## Recorded information:

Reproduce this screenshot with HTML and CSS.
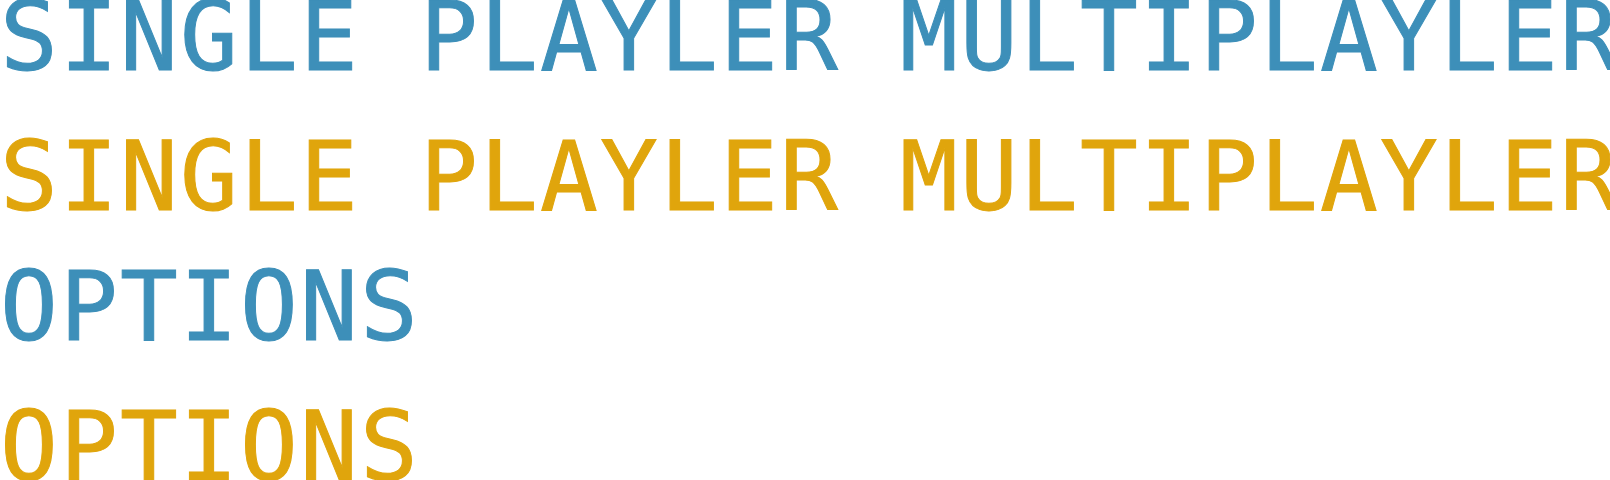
FILE: index.html
```html
<!DOCTYPE html>
<html lang="en">
<head>
  <meta charset="UTF-8">
  <meta name="viewport" content="width=device-width, initial-scale=1.0">
  <title>Menu Labels</title>
  <link rel="stylesheet" href="styles.css">
</head>
<body>

<div class="menu">
  <div class="menu-group">
    <div class="label label-idle">SINGLE PLAYLER MULTIPLAYLER</div>
    <div class="label label-hover">SINGLE PLAYLER MULTIPLAYLER</div>
  </div>

  <div class="menu-group">
    <div class="label label-idle">OPTIONS</div>
    <div class="label label-hover">OPTIONS</div>
  </div>
</div>

</body>
</html>
```

FILE: styles.css
```css
html, body {
  margin: 0;
  background: #ffffff;
  overflow: hidden;
}

.menu {
  display: flex;
  flex-direction: column;
  gap: 60px;
  padding-top: 2px;
}

.menu-group {
  display: flex;
  flex-direction: column;
  gap: 70px;
}

/* one 60px cell per character, caps 70px tall */
.label {
  height: 70px;
  font-family: "DejaVu Sans Mono", monospace;
  font-size: 96px;
  line-height: 70px;
  letter-spacing: 2.2px;
  white-space: nowrap;
  -webkit-text-stroke: 1px currentColor;
}

.label-idle {
  color: #3d8fb9;
}

.label-hover {
  color: #e0a50c;
}
```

## What the exercise asks:
Write out the material above again, word for word, minus its pictures.

## Task response:
Reproduce this screenshot with HTML and CSS.
FILE: index.html
```html
<!DOCTYPE html>
<html lang="en">
<head>
  <meta charset="UTF-8">
  <meta name="viewport" content="width=device-width, initial-scale=1.0">
  <title>Menu Labels</title>
  <link rel="stylesheet" href="styles.css">
</head>
<body>

<div class="menu">
  <div class="menu-group">
    <div class="label label-idle">SINGLE PLAYLER MULTIPLAYLER</div>
    <div class="label label-hover">SINGLE PLAYLER MULTIPLAYLER</div>
  </div>

  <div class="menu-group">
    <div class="label label-idle">OPTIONS</div>
    <div class="label label-hover">OPTIONS</div>
  </div>
</div>

</body>
</html>
```

FILE: styles.css
```css
html, body {
  margin: 0;
  background: #ffffff;
  overflow: hidden;
}

.menu {
  display: flex;
  flex-direction: column;
  gap: 60px;
  padding-top: 2px;
}

.menu-group {
  display: flex;
  flex-direction: column;
  gap: 70px;
}

/* one 60px cell per character, caps 70px tall */
.label {
  height: 70px;
  font-family: "DejaVu Sans Mono", monospace;
  font-size: 96px;
  line-height: 70px;
  letter-spacing: 2.2px;
  white-space: nowrap;
  -webkit-text-stroke: 1px currentColor;
}

.label-idle {
  color: #3d8fb9;
}

.label-hover {
  color: #e0a50c;
}
```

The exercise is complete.